Но у Шебаршина в марте был день рождения, а мы дни рождения, как и родственников, известно всем, не выбираем, — что нам отводят господь Бог, судьба и природа, тем и пользуемся.
Двадцать четвертого марта 2012 года Шебаршин отмечал семидесятисемилетие. Собрались в его просторной квартире недалеко от Белорусского вокзала, как обычно, пошутили, повспоминали прошлое, поговорили о будущем и разошлись. Настроение у всех было отменное, в том числе и у Леонида Владимировича — несмотря на то, что его постоянно допекала одышка и было заметно, что сдает сердце и вообще — что-то происходит внутри, — Шебаршин был рад празднику, он вообще всегда был рад гостям, и гости очень охотно шли к нему… Так и в этот раз.
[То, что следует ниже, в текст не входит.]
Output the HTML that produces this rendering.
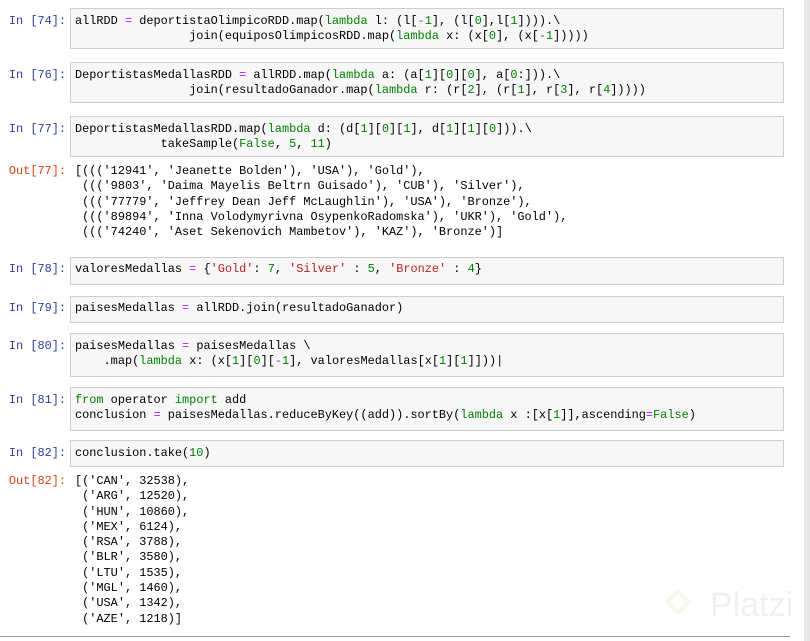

Ничто не предвещало беды и последующих черных дней — наоборот, и день тот, и вечер были наполнены светом, надеждой, добрыми помыслами, еще чем-то, что позволяет человеку уверенно стоять на ногах и противиться невзгодам, хворям, разным бытовым напастям.
Через пару дней Шебаршин пошел в поликлинику, к глазному врачу — глаза начали серьезно беспокоить Леонида Владимировича, случалось, что пространство делалось рябым, предметы начинали расплываться, потом все это проходило и он видел нормально, а затем неожиданно вновь появлялась рябь.